4:印刷皮膜の70%以上~90%未満がフィルムに残った。
3:印刷皮膜の50%以上~70%未満がフィルムに残った。
2:印刷皮膜の30%以上~50%未満がフィルムに残った。
1:印刷皮膜が30%未満しか残らなかった。
エージングが終了した多層フィルムを、塗工方向と平行に15mm幅に切断し、PETフィルムとCPPフィルムとの間を、(株)オリエンテック製テンシロン万能試験機を用いて、雰囲気温度25℃、剥離速度を300mm/分に設定し、90度剥離方法で剥離した際の引っ張り強度を接着強度とした。接着強度の単位はN/15mmとした。
本発明のインキは、ガスバリア機能能特に酸素バリア性に優れた。また実用上、充分なセロハンテープ密着性とラミネート強度を示した。
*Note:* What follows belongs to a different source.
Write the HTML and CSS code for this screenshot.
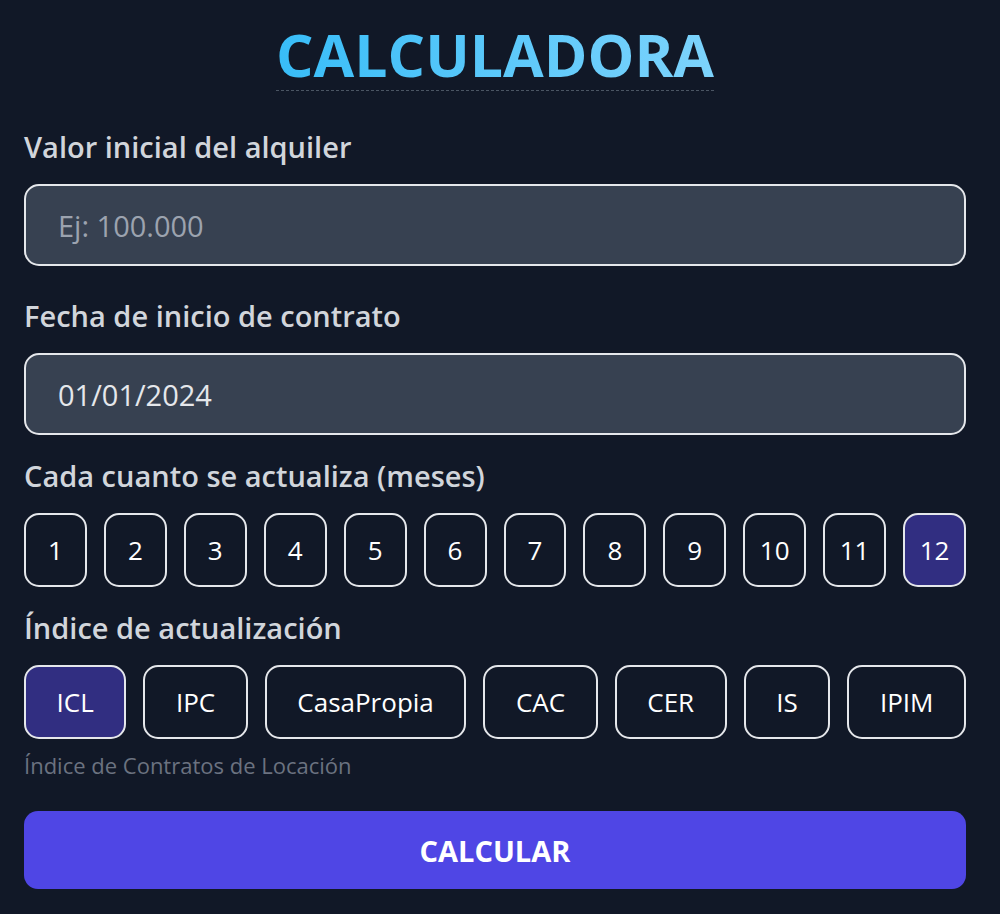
FILE: index.html
```html
<!DOCTYPE html>
<html>
  <head>
    <title>Calculadora de alquiler</title>
    <link rel="stylesheet" href="styles.css">
  </head>
  <body>
    <div class="calc">
      <div class="calc-head">
        <h1 class="calc-title">CALCULADORA</h1>
      </div>

      <div class="field">
        <label class="field-label" for="monto">Valor inicial del alquiler</label>
        <input class="field-input" id="monto" type="text" placeholder="Ej: 100.000">
      </div>

      <div class="field field-date">
        <label class="field-label" for="fecha">Fecha de inicio de contrato</label>
        <input class="field-input" id="fecha" type="text" value="01/01/2024">
      </div>

      <div class="field field-group">
        <div class="field-label">Cada cuanto se actualiza (meses)</div>
        <div class="months">
          <button class="opt">1</button>
          <button class="opt">2</button>
          <button class="opt">3</button>
          <button class="opt">4</button>
          <button class="opt">5</button>
          <button class="opt">6</button>
          <button class="opt">7</button>
          <button class="opt">8</button>
          <button class="opt">9</button>
          <button class="opt">10</button>
          <button class="opt">11</button>
          <button class="opt active">12</button>
        </div>
      </div>

      <div class="field field-index">
        <div class="field-label">Índice de actualización</div>
        <div class="indexes">
          <button class="opt active">ICL</button>
          <button class="opt">IPC</button>
          <button class="opt">CasaPropia</button>
          <button class="opt">CAC</button>
          <button class="opt">CER</button>
          <button class="opt">IS</button>
          <button class="opt">IPIM</button>
        </div>
        <div class="hint">Índice de Contratos de Locación</div>
      </div>

      <button class="submit">CALCULAR</button>
    </div>
  </body>
</html>
```

FILE: styles.css
```css
body {
  margin: 0;
  padding: 24px 34px 24px 24px;
  background: #111827;
  color: #d1d5db;
  font-family: 'Open Sans', 'Noto Sans', sans-serif;
}
.calc {
  width: 942px;
}
.calc-head {
  text-align: center;
  margin-bottom: 38px;
}
.calc-title {
  display: inline-block;
  margin: 0;
  font-size: 59px;
  line-height: 60px;
  font-weight: 700;
  padding-bottom: 6px;
  border-bottom: 1px dashed #4b5563;
  background: linear-gradient(90deg, #38bdf8, #7dd3fc);
  -webkit-background-clip: text;
  background-clip: text;
  color: transparent;
}
.field {
  margin-bottom: 32px;
}
.field-date {
  margin-bottom: 23px;
}
.field-group {
  margin-bottom: 23px;
}
.field-index {
  margin-bottom: 32px;
}
.field-label {
  display: block;
  font-size: 29px;
  line-height: 36px;
  font-weight: 600;
  color: #d1d5db;
  margin-bottom: 19px;
}
.field-input {
  display: block;
  box-sizing: border-box;
  width: 100%;
  height: 82px;
  padding: 0 32px;
  background: #374151;
  border: 2px solid #e5e7eb;
  border-radius: 15px;
  color: #e5e7eb;
  font-family: inherit;
  font-size: 29px;
  outline: none;
}
.field-input::placeholder {
  color: #9ca3af;
}
.months {
  display: grid;
  grid-template-columns: repeat(12, 1fr);
  gap: 17px;
}
.indexes {
  display: flex;
  gap: 17px;
}
.indexes .opt {
  flex: 1 1 auto;
}
.opt {
  height: 74px;
  padding: 0 20px;
  background: transparent;
  border: 2px solid #e5e7eb;
  border-radius: 15px;
  color: #ffffff;
  font-family: inherit;
  font-size: 26px;
  cursor: pointer;
}
.months .opt {
  padding: 0;
}
.opt.active {
  background: #312e81;
}
.hint {
  margin-top: 12px;
  font-size: 22px;
  line-height: 28px;
  color: #6b7280;
}
.submit {
  display: block;
  width: 100%;
  height: 78px;
  background: #4f46e5;
  border: none;
  border-radius: 14px;
  color: #ffffff;
  font-family: inherit;
  font-size: 29px;
  font-weight: 700;
  cursor: pointer;
}
```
そのため、ガスバリア機能を持つ包装材料等に好適に用いることができる。
Claims (7)
- 着色剤と、樹脂と、リチウム部分固定型スメクタイトとを含有するインキであり、前記リチウム部分固定型スメクタイトの含有量が、前記インキの不揮発分全量に対し、1~30質量%であるインキ。
- 着色剤が無機顔料である、請求項1に記載のインキ。
- 無機顔料が、酸化チタン、酸化亜鉛、硫酸バリウム、カーボンブラックから選ばれる少なくともひとつである、請求項2に記載のインキ。
- 前記リチウム部分固定型スメクタイトの陽イオン交換容量が1~70meq/100gである、請求項1~3のいずれか一項に記載のインキ。
- 前記樹脂が、塩化ビニル・酢酸ビニル共重合樹脂、ポリウレタン樹脂、ポリエステル樹脂、ポリ尿素樹脂、アクリル樹脂の何れかである請求項1~4のいずれか一項に記載のインキ。
- 請求項1~5のいずれかに記載のインキを印刷して得られる印刷物。
- 包装材料である、請求項6に記載の印刷物。